* _What you should do_
Locate the lines where "styles" occurs and copy them as they stand.

* _Extracted material_
★ ★ ★

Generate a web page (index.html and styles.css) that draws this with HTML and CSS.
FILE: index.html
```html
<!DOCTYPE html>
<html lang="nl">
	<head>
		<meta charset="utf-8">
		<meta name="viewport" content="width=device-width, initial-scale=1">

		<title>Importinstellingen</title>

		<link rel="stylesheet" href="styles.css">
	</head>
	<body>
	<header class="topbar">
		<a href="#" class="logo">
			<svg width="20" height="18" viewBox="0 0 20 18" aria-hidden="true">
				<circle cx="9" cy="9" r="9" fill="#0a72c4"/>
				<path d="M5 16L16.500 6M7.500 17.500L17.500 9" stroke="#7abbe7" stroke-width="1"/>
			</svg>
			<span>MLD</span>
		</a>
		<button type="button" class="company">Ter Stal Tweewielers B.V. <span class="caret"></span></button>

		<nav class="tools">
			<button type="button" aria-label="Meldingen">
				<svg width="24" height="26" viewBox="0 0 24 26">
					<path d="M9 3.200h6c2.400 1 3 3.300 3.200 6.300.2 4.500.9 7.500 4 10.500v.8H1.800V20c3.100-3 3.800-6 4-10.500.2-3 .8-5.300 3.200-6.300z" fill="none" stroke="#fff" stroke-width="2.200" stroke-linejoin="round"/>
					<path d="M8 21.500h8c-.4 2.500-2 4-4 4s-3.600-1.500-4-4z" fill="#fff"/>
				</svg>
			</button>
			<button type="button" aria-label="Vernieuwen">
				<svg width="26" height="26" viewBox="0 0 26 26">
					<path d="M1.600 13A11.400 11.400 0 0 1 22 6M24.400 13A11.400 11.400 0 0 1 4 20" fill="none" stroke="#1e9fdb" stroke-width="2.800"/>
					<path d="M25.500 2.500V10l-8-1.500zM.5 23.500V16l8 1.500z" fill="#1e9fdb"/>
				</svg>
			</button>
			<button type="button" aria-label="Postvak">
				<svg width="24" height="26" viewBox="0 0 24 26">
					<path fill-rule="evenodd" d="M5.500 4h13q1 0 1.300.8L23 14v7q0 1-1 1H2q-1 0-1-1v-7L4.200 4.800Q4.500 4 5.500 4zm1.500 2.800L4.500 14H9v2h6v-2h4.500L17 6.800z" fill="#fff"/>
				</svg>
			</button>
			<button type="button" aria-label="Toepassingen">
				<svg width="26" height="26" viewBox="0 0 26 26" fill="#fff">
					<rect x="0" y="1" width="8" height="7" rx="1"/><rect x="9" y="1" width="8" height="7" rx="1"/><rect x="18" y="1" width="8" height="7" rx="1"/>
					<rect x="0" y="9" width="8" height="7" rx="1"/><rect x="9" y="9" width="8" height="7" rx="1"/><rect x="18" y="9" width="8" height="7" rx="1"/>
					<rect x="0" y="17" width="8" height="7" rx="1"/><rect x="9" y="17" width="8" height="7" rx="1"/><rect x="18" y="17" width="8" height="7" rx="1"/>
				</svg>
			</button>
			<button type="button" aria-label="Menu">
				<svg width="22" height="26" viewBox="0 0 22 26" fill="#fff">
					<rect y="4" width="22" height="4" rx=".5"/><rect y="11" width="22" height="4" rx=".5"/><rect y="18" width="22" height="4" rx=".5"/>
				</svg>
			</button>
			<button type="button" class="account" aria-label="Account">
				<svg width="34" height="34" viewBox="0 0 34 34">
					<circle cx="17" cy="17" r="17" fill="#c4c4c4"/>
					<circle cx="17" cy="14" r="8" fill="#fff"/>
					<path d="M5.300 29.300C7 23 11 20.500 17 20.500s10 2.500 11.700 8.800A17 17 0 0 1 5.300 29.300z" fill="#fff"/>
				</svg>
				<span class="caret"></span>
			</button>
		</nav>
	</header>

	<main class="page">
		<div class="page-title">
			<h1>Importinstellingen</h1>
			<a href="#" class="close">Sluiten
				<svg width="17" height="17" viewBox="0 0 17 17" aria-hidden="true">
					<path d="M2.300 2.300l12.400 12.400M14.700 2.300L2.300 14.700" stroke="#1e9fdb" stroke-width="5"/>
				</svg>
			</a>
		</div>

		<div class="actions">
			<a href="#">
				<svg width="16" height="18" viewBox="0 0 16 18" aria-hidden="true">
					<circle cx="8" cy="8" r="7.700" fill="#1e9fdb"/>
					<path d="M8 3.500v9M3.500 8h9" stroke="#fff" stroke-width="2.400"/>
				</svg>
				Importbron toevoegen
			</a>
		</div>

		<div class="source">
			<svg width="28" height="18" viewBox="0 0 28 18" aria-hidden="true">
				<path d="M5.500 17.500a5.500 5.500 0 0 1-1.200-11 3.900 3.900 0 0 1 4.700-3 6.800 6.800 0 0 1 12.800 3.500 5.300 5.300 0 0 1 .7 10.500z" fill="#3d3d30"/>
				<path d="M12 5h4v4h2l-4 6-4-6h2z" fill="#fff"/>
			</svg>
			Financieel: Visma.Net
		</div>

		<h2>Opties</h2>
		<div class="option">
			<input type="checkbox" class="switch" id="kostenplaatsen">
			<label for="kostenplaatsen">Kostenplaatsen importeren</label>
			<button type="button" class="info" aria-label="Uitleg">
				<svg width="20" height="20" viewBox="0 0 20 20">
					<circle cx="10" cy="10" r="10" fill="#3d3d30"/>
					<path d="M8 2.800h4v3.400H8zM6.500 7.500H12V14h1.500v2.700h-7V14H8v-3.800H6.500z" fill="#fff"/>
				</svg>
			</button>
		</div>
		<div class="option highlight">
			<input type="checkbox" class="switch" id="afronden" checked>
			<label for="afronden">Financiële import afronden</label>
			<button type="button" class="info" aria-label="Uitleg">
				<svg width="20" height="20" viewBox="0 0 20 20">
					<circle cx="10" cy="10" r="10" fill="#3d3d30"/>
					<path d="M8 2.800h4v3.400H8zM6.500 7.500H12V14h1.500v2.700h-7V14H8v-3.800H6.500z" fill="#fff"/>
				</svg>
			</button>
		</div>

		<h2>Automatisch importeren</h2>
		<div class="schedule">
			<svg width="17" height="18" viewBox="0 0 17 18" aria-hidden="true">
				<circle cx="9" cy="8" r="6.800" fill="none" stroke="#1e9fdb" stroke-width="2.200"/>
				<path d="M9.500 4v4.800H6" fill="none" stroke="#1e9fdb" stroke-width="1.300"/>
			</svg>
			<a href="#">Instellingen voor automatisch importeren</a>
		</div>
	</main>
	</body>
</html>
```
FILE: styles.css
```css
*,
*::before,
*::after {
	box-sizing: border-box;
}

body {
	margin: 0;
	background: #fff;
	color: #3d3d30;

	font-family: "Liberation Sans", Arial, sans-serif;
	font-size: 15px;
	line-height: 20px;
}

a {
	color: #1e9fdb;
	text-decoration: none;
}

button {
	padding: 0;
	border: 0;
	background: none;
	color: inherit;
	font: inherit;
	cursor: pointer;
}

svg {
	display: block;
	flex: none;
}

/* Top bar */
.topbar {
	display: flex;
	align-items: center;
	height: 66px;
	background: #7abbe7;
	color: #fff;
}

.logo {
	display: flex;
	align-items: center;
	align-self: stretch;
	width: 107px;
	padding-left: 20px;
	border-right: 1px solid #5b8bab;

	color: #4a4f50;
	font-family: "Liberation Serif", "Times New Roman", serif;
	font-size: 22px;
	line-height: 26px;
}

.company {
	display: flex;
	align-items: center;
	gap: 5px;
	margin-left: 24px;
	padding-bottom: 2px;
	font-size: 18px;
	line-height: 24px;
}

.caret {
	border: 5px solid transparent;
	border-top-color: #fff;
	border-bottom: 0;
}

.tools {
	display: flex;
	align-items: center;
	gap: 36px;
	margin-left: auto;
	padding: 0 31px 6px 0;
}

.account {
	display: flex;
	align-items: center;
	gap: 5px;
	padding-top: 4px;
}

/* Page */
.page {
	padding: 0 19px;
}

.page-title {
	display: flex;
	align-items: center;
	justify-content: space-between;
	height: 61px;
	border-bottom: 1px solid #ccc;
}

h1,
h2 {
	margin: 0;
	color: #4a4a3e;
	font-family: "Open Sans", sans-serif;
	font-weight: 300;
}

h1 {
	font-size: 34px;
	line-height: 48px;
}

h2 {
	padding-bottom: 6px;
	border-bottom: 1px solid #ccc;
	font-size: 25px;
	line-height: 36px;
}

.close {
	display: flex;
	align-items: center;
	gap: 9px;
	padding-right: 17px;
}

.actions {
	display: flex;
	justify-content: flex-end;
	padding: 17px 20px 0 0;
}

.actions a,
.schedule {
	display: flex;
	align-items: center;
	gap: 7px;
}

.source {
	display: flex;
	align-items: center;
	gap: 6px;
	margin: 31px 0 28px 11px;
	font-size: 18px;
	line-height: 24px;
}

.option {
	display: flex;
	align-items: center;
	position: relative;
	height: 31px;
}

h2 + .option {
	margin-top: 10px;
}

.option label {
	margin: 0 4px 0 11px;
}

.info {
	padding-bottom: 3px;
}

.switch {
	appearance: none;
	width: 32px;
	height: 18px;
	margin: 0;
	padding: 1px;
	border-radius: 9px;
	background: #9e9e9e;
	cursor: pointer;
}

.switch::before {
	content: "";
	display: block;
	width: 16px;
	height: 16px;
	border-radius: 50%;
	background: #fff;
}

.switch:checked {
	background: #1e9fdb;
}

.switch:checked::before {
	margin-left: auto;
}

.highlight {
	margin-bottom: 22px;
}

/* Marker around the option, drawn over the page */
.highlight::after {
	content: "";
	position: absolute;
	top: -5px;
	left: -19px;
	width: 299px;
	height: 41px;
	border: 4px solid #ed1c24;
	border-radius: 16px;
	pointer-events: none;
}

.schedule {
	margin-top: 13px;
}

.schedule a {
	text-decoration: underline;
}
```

★ ★ ★

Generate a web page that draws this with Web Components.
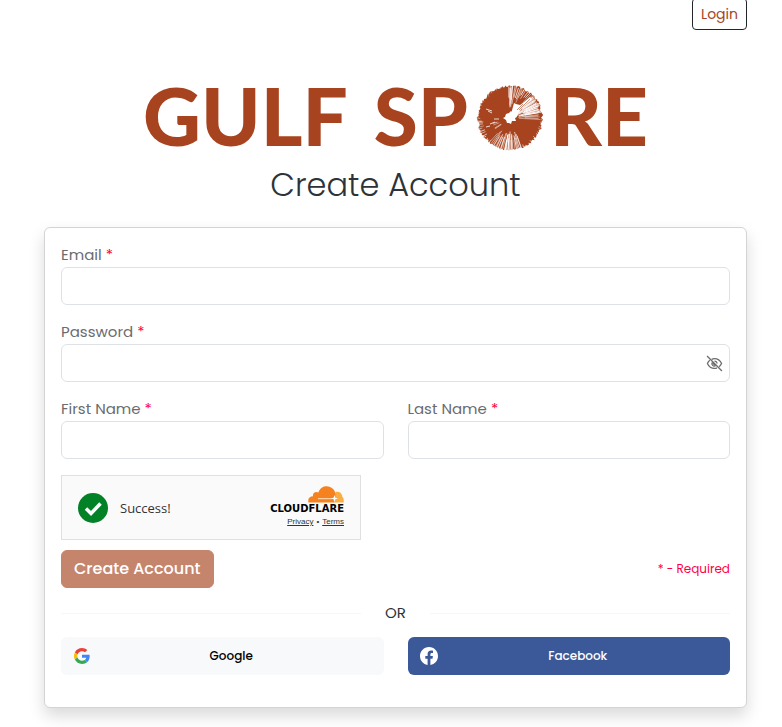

★ ★ ★

* _Answer for this exercise_
Generate a web page (index.html and styles.css) that draws this with HTML and CSS.
		<link rel="stylesheet" href="styles.css">
FILE: styles.css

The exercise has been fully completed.